Diritto all’oblio, dalla Cassazione un punto a favore della privacy
Con la sentenza dello scorso 24 giugno la Corte di Cassazione si pronuncia a favore della privacy. Il trattamento dei dati è illegittimo se vi è accesso diretto e agevole
di Martina Zaralli
su Twitter @MartinaZaralli
Su Ghigliottina.it abbiamo affrontato più volte il tema del diritto all’oblio (qui i precedenti articoli), una prerogativa conosciuta soprattutto nella sua forma online e che attrae l’attenzione di studiosi e non. Dalla sentenza UE Google Spain del 2014, la prima a gettare clamore mediatico sulla questione, the right to be forgotten si afferma come un argomento di estrema attualità, uno spunto di riflessione sul necessario equilibrio tra privacy e cronaca, diritti che la realtà 2.0 tende agli estremi del mondo digitale.
Un ulteriore step arriva con l’ultima pronuncia dalla Corte di Cassazione, la sentenza n. 131161 del 24 giugno scorso.
Chiamata a pronunciarsi su quanto statuito dal Tribunale di Chieti, che condannava il direttore e l’editore di una rivista online al risarcimento per violazione del diritto all’oblio, vista la permanenza di un articolo su una vicenda di natura penale riguardante un fatto passato, ma ancora non concluso, e che vedeva come protagonisti due gestori di un locale, la Suprema Corte aggiunge un altro tassello al complesso mosaico del diritto ad essere dimenticati.
La Cassazione conferma la sentenza del tribunale di primo grado: l’illiceità del trattamento dei dati, e la conseguente lesione della reputazione e dell’immagine, si ha non nel contenuto, pubblicazione, diffusione o archiviazione dell’articolo online, ma nel suo accesso diretto, rimasto comunque agevole (con una semplice ricerca) nonostante la diffida alla rimozione del settembre 2010.
È ormai noto che il diritto all’oblio sia strettamente connesso al concetto di rilevanza temporale di una notizia, un fatto veramente accaduto, ma privo ormai di attualità.

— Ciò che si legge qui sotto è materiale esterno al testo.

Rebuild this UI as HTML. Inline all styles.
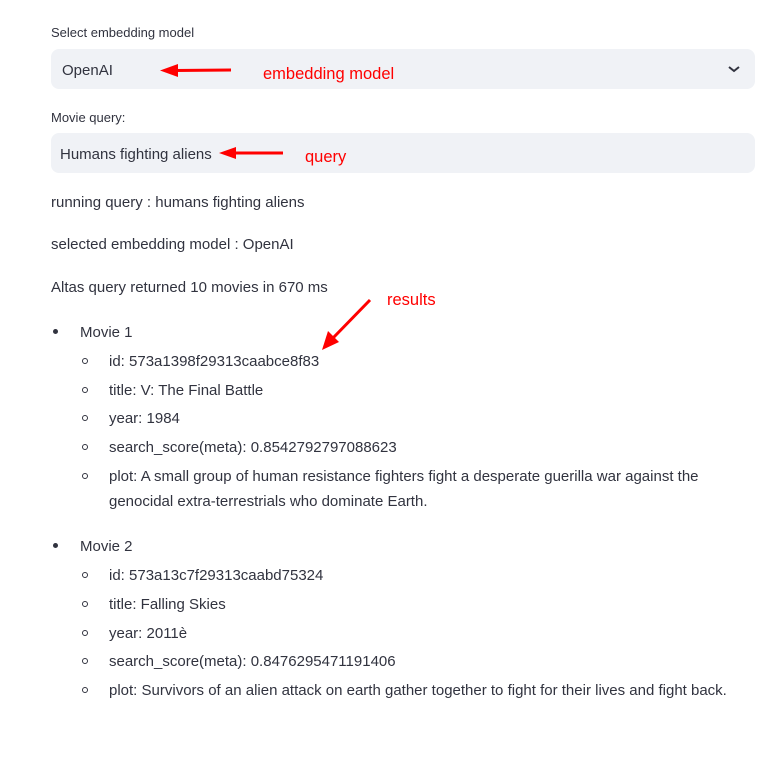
<!DOCTYPE html>
<html><head><style>
html,body{margin:0;padding:0;background:#fff;width:760px;height:761px;overflow:hidden;position:relative}
body{font-family:"Liberation Sans",sans-serif;color:#31333f}
.a{position:absolute;white-space:nowrap;line-height:1}
.t{font-size:15px;letter-spacing:0}
.s{font-size:13px;letter-spacing:0}
.box{position:absolute;left:51px;width:704px;height:40px;background:#f0f2f6;border-radius:8px}
.red{color:#ff0000;font-size:16.5px}
.dot{position:absolute;width:5px;height:5px;border-radius:50%;background:#31333f}
.circ{position:absolute;width:4px;height:4px;border-radius:50%;border:1px solid #31333f}
</style></head><body>
<div class="a s" style="left:51px;top:26px">Select embedding model</div>
<div class="box" style="top:49px"></div>
<div class="a t" style="left:62px;top:63px">OpenAI</div>
<svg style="position:absolute;left:727px;top:64px" width="14" height="10"><path d="M2 3 L7 7 L12 3" stroke="#31333f" stroke-width="2" fill="none"/></svg>
<div class="a s" style="left:51px;top:111px">Movie query:</div>
<div class="box" style="top:133px"></div>
<div class="a t" style="left:60px;top:147px">Humans fighting aliens</div>
<div class="a red" style="left:263px;top:66px">embedding model</div>
<div class="a red" style="left:305px;top:149px">query</div>
<div class="a red" style="left:387px;top:292px">results</div>
<svg style="position:absolute;left:0;top:0" width="760" height="761">
<g stroke="#ff0000" stroke-width="3" fill="#ff0000">
<line x1="231" y1="70" x2="175" y2="70.5"/><path d="M160 70.5 L178 64 L178 77 Z" stroke="none"/>
<line x1="283" y1="153" x2="233" y2="153"/><path d="M219 153 L236 147 L236 159 Z" stroke="none"/>
<line x1="370" y1="300" x2="333" y2="338"/><path d="M322 350 L328 331 L339 342 Z" stroke="none"/>
</g></svg>
<div class="a t" style="left:51px;top:195px">running query : humans fighting aliens</div>
<div class="a t" style="left:51px;top:237px">selected embedding model : OpenAI</div>
<div class="a t" style="left:51px;top:280px">Altas query returned 10 movies in 670 ms</div>
<div class="dot" style="left:53px;top:329px"></div>
<div class="a t" style="left:80px;top:325px">Movie 1</div>
<div class="circ" style="left:82px;top:358px"></div><div class="a t" style="left:109px;top:354px">id: 573a1398f29313caabce8f83</div>
<div class="circ" style="left:82px;top:387px"></div><div class="a t" style="left:109px;top:383px">title: V: The Final Battle</div>
<div class="circ" style="left:82px;top:415px"></div><div class="a t" style="left:109px;top:411px">year: 1984</div>
<div class="circ" style="left:82px;top:444px"></div><div class="a t" style="left:109px;top:440px">search_score(meta): 0.8542792797088623</div>
<div class="circ" style="left:82px;top:473px"></div><div class="a t" style="left:109px;top:469px">plot: A small group of human resistance fighters fight a desperate guerilla war against the</div>
<div class="a t" style="left:109px;top:494px">genocidal extra-terrestrials who dominate Earth.</div>
<div class="dot" style="left:53px;top:543px"></div>
<div class="a t" style="left:80px;top:539px">Movie 2</div>
<div class="circ" style="left:82px;top:572px"></div><div class="a t" style="left:109px;top:568px">id: 573a13c7f29313caabd75324</div>
<div class="circ" style="left:82px;top:601px"></div><div class="a t" style="left:109px;top:597px">title: Falling Skies</div>
<div class="circ" style="left:82px;top:630px"></div><div class="a t" style="left:109px;top:626px">year: 2011è</div>
<div class="circ" style="left:82px;top:658px"></div><div class="a t" style="left:109px;top:654px">search_score(meta): 0.8476295471191406</div>
<div class="circ" style="left:82px;top:687px"></div><div class="a t" style="left:109px;top:683px">plot: Survivors of an alien attack on earth gather together to fight for their lives and fight back.</div>
</body></html>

Dal punto di vista normativo, sebbene per l’Italia il diritto all’oblio sia frutto di giurisprudenza e dottrina, l’articolo 11 del Codice Privacy (D. Lgs 196 / 2003), alla lettera e, sottolinea il rapporto inf – temporale: i dati sono conservati in una forma che consenta l’identificazione dell’interessato per un periodo di tempo non superiore a quello necessario agli scopi per i quali essi sono stati raccolti o successivamente trattati.
A livello europeo, il Regolamento n. Regolamento n. 2016/279 sulla protezione dei dati personali delinea il diritto all’oblio come l’ottenimento della cancellazione, senza giustificato ritardo, delle informazioni quando: i dati non siano più necessari rispetto alle finalità della raccolta o trattamento, l’interessato ritiri il consenso e non vi sia un altro legittimo motivo per trattenerli, trattamento illecito, la cancellazione rappresenta un obbligo legale previsto dal diritto dell’Unione o degli Stati membri cui è soggetto il titolare del trattamento, i dati sono stati raccolti relativamente ai servizi offerti dalla società del l’informazione.
La pronuncia della Corte di Cassazione aggiunge qualcosa in più. La novità giurisprudenziale deve essere letta nella connotazione del mantenimento all’accesso come diretto. Una decisione che aggiunge però, forse pericolosamente, un ulteriore livello nel grado di non – ricordo: il “reperimento agevole” sposta l’oblio tra gli archivi online, ma soprattutto si pone in controtendenza rispetto all’orientamento europeo e nazionale che, prima della pronuncia del 24 giugno 2016, consolidava il principio secondo il quale la possibilità di diritto all’oblio per quei contenuti ormai irrilevanti o comunque accaduti in un passato lontano.
Un right to be forgotten accelerato, come viene definito da qualcuno, riconoscendone la violazione solo dopo due anni (come nel caso di specie) porta ad una forzata distinzione tra rilevanza storica del fatto e interesse della collettività alla conoscenza, divario che mal si concilia con l’informazione liquida e la sua essenza prêt-à–porter.